Immer und immer wieder ertrinken Menschen im Mittelmeer. Nahezu jeden Tag passiert das. Inzwischen ist das oft kaum mehr eine Meldung in den Nachrichten wert. Es scheint so, als hätten wir uns daran gewöhnt. Als sei es Alltag, normal, unausweichlich. Aber das ist es nicht. Und darf es nie und nimmer werden. In den Booten, die auf der Überfahrt von Afrika nach Europa in Seenot geraten, sind Menschen auf der Flucht. Frauen, Kinder, Männer, denen es in ihrem Heimatland schlecht geht, die politisch verfolgt und mit dem Tod bedroht werden. Sie hoffen, dass es ihnen woanders besser geht, dass sie sich jenseits des Meeres eine neue Zukunft aufbauen können. Aber dann gibt es da welche, die ihre Not ausnützen, die das Vertrauen missbrauchen, das die Fliehenden notgedrungen in sie setzen. Ein Boot übers Wasser, ein Dokument für die Grenze. Aber den Schleusern geht es nur ums Geld. Sie haben keine Skrupel, ihre Boote so voll zu machen, dass sie untergehen müssen. Der Tod ist einkalkuliert, als wäre er ein Risiko, das man eben in Kauf nehmen muss.

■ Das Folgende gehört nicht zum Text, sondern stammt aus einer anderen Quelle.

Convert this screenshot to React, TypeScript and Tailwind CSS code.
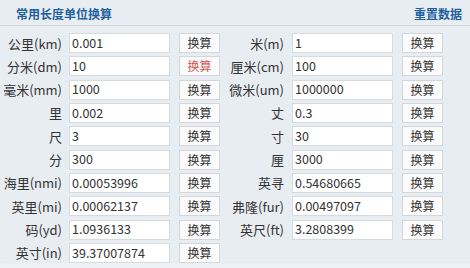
import React from "react";

const left: [string, string][] = [
  ["公里(km)", "0.001"],
  ["分米(dm)", "10"],
  ["毫米(mm)", "1000"],
  ["里", "0.002"],
  ["尺", "3"],
  ["分", "300"],
  ["海里(nmi)", "0.00053996"],
  ["英里(mi)", "0.00062137"],
  ["码(yd)", "1.0936133"],
  ["英寸(in)", "39.37007874"],
];
const right: [string, string][] = [
  ["米(m)", "1"],
  ["厘米(cm)", "100"],
  ["微米(um)", "1000000"],
  ["丈", "0.3"],
  ["寸", "30"],
  ["厘", "3000"],
  ["英寻", "0.54680665"],
  ["弗隆(fur)", "0.00497097"],
  ["英尺(ft)", "3.2808399"],
];

const font = { fontFamily: '"Microsoft YaHei", "Noto Sans CJK SC", "Noto Sans", sans-serif' };

function Cell({ label, value, labelW, gap, red }: { label: string; value: string; labelW: string; gap: string; red?: boolean }) {
  return (
    <div className="flex items-center">
      <div className={`${labelW} ${gap} text-right text-[13px] leading-none text-[#333]`}>{label}</div>
      <div className="w-[101px] h-[20px] bg-white border border-[#d6dbe0] flex items-center pl-[2px] text-[12.5px] text-[#333] leading-none">
        {value}
      </div>
      <div
        className={`ml-[9px] w-[41px] h-[20px] bg-[#fbfbfb] border border-[#d3d7db] flex items-center justify-center text-[12px] leading-none ${
          red ? "text-[#d9534f]" : "text-[#333]"
        }`}
      >
        换算
      </div>
    </div>
  );
}

export default function App() {
  return (
    <div className="w-[470px] h-[268px] bg-[#e8edf2] overflow-hidden relative" style={font}>
      <div className="h-[26px] border-b border-[#d3d9df] flex items-center justify-between pt-[3px] pl-[16px] pr-[8px]">
        <span className="text-[12px] font-bold text-[#1f5f9e] leading-none">常用长度单位换算</span>
        <span className="text-[12px] font-bold text-[#1f5f9e] leading-none">重置数据</span>
      </div>
      <div className="mt-[7px] flex flex-col gap-[3.33px]">
        {left.map((l, i) => (
          <div key={i} className="flex items-center">
            <Cell label={l[0]} value={l[1]} labelW="w-[62px]" gap="mr-[7px]" red={i === 1} />
            {right[i] ? (
              <Cell label={right[i][0]} value={right[i][1]} labelW="w-[64px]" gap="mr-[8px]" />
            ) : null}
          </div>
        ))}
      </div>
      <div className="absolute left-0 right-0 bottom-0 h-[5px] bg-[#edf1f5]" />
    </div>
  );
}
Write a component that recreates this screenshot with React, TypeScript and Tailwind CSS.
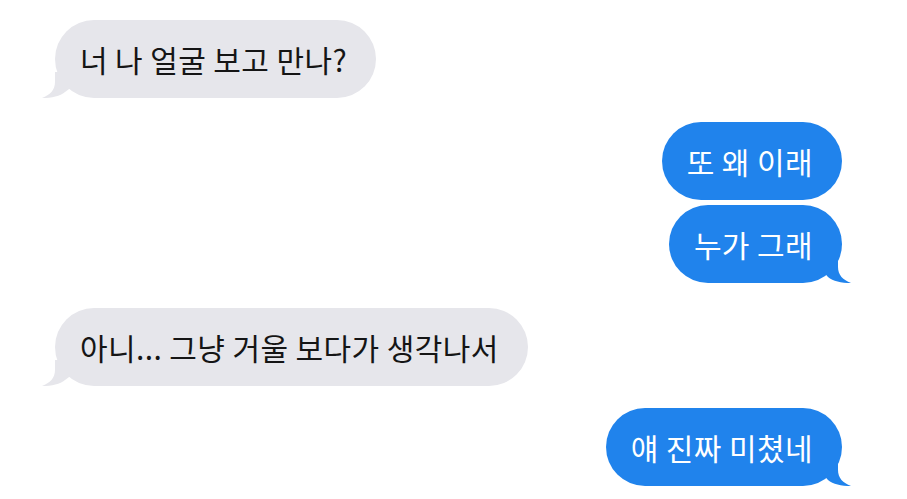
import React from "react"

type Msg = { text: string; me: boolean; tail: boolean; gap: string }

const messages: Msg[] = [
  { text: "너 나 얼굴 보고 만나?", me: false, tail: true, gap: "mt-[20px]" },
  { text: "또 왜 이래", me: true, tail: false, gap: "mt-[24px]" },
  { text: "누가 그래", me: true, tail: true, gap: "mt-[5px]" },
  { text: "아니... 그냥 거울 보다가 생각나서", me: false, tail: true, gap: "mt-[25px]" },
  { text: "얘 진짜 미쳤네", me: true, tail: true, gap: "mt-[22px]" },
]

function Tail({ me }: { me: boolean }) {
  if (me) {
    return (
      <svg
        className="absolute bottom-0 right-[-9px]"
        width="30"
        height="26"
        viewBox="0 0 30 26"
      >
        <path
          d="M17 0 L17 10 C17 18 22 23 30 26 C20 26 12 24 7 20 L0 12 L0 0 Z"
          fill="#2083ec"
        />
      </svg>
    )
  }
  return (
    <svg
      className="absolute bottom-0 left-[-13px]"
      width="34"
      height="26"
      viewBox="0 0 34 26"
    >
      <path
        d="M13 0 L13 10 C13 18 8 23 0 26 C10 26 18 24 23 20 L34 12 L34 0 Z"
        fill="#e6e6eb"
      />
    </svg>
  )
}

function Bubble({ msg }: { msg: Msg }) {
  return (
    <div className={`flex ${msg.me ? "justify-end pr-[65px]" : "justify-start pl-[55px]"} ${msg.gap}`}>
      <div
        className={`relative flex h-[78px] items-center rounded-full pl-[25px] pr-[29px] text-[30px] tracking-[0.4px] ${
          msg.me ? "bg-[#2083ec] text-white" : "bg-[#e6e6eb] text-[#151515]"
        }`}
      >
        {msg.tail && <Tail me={msg.me} />}
        <span className="relative">{msg.text}</span>
      </div>
    </div>
  )
}

export default function App() {
  return (
    <div
      className="h-[499px] w-[907px] overflow-hidden bg-white"
      style={{ fontFamily: '"Noto Sans CJK KR", "Noto Sans", sans-serif' }}
    >
      <div className="flex flex-col">
        {messages.map((m, i) => (
          <Bubble key={i} msg={m} />
        ))}
      </div>
    </div>
  )
}
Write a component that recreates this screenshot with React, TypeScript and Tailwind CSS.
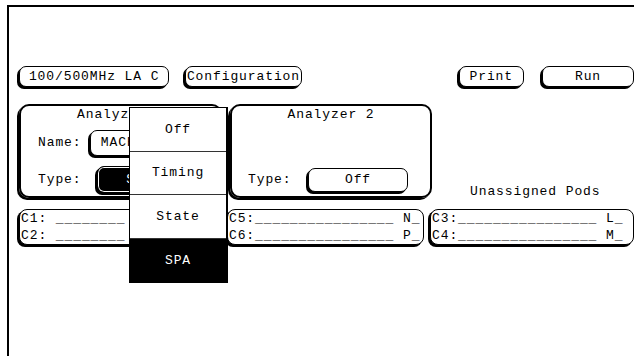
import React from "react";

const btn =
  "flex items-center justify-center rounded-[7px] border border-black bg-white shadow-[-2px_2px_0_#000]";

const PodBox = ({ lines, className }: { lines: string[]; className: string }) => (
  <div
    className={`h-[36px] rounded-[8px] border border-black bg-white pl-[1px] shadow-[-2px_2px_0_#000] overflow-hidden whitespace-pre leading-[17px] ${className}`}
  >
    {lines.map((l) => (
      <div key={l}>{l}</div>
    ))}
  </div>
);

const typeMenu = ["Off", "Timing", "State"];

export default function App() {
  return (
    <div className="relative w-[634px] h-[356px] overflow-hidden bg-white text-black font-['Liberation_Mono',monospace] text-[13px] tracking-[0.9px]">
      <div className="ml-[7px] mt-[5px] h-[351px] border-l-2 border-t-2 border-black pl-[10px]">
        {/* top buttons */}
        <div className="mt-[59px] flex h-[21px] items-stretch">
          <div className={`${btn} w-[154px] pt-[1px]`}>100/500MHz LA C</div>
          <div className={`${btn} ml-[16px] w-[119px] pt-[1px]`}>Configuration</div>
          <div className={`${btn} ml-[157px] w-[67px] pt-[1px]`}>Print</div>
          <div className={`${btn} ml-[18px] w-[92px] shrink-0 pt-[1px]`}>Run</div>
        </div>

        {/* analyzers */}
        <div className="mt-[17px] flex items-start">
          <div className="h-[94px] w-[203px] rounded-[10px] border-2 border-black shadow-[-2px_2px_0_#000] pl-[17px]">
            <div className="h-[18px] leading-[18px] text-center pr-[17px]">Analyzer 1</div>
            <div className="mt-[6px] flex items-center">
              <span className="w-[52px]">Name:</span>
              <div className={`${btn} h-[26px] w-[100px]`}>MACHINE 1</div>
            </div>
            <div className="mt-[10px] flex items-center">
              <span className="w-[59px]">Type:</span>
              <div className="flex h-[27px] w-[102px] items-center justify-center rounded-[7px] border border-black bg-black text-white shadow-[-2px_2px_0_#000,inset_0_0_0_1px_#fff]">
                State
              </div>
            </div>
          </div>

          <div className="ml-[8px] h-[94px] w-[202px] rounded-[10px] border-2 border-black shadow-[-2px_2px_0_#000] pl-[16px]">
            <div className="h-[18px] leading-[18px] text-center pr-[16px]">Analyzer 2</div>
            <div className="mt-[44px] flex items-center">
              <span className="w-[60px]">Type:</span>
              <div className={`${btn} h-[24px] w-[100px]`}>Off</div>
            </div>
          </div>

          <div className="ml-[38px] mt-[80px] h-[16px] leading-[16px] whitespace-nowrap">
            Unassigned Pods
          </div>
        </div>

        {/* pods */}
        <div className="mt-[9px] flex items-start">
          <PodBox className="w-[207px]" lines={["C1: ________", "C2: ________"]} />
          <PodBox
            className="ml-[5px] w-[201px]"
            lines={["C5:________________ N_", "C6:________________ P_"]}
          />
          <PodBox
            className="ml-[6px] w-[204px] shrink-0"
            lines={["C3:________________ L_", "C4:________________ M_"]}
          />
        </div>
      </div>

      {/* type popup menu */}
      <div className="absolute left-[129px] top-[107px] w-[99px] border border-r-2 border-black bg-white">
        {typeMenu.map((t) => (
          <div
            key={t}
            className="flex h-[43.5px] items-center justify-center border-b border-[#333]"
          >
            {t}
          </div>
        ))}
        <div className="flex h-[43.5px] items-center justify-center bg-black text-white">SPA</div>
      </div>
    </div>
  );
}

Mir stellen sich die Haare zu Berge, wenn ich daran denke, dass von vielen, die so im Mittelmeer ertrunken sind, nicht einmal ihr Name bekannt ist. Unlängst war das ein Schiff mit über dreihundert Personen. Keiner weiß über sie Bescheid. Sie sind einfach weg. Ihre Angehörigen sind sich darüber im Unklaren, ob sie noch hoffen dürfen oder um sie trauern müssen. Wenn ich mir vorstelle, da wären Menschen dabei, die ich kenne, Freunde gar oder Verwandte. Wenn ich mir das vorstelle, dann kommt mir das, was so weit weg passiert, auf einmal ganz nah. Wenn ich mir das vorstelle, dann meine ich zu wissen, dass Gott das weh tut. Dass er darunter leidet, wenn wieder einer von denen verloren geht, die er nach seinem Bild geschaffen hat – einmalig, nicht zu ersetzen, unendlich kostbar.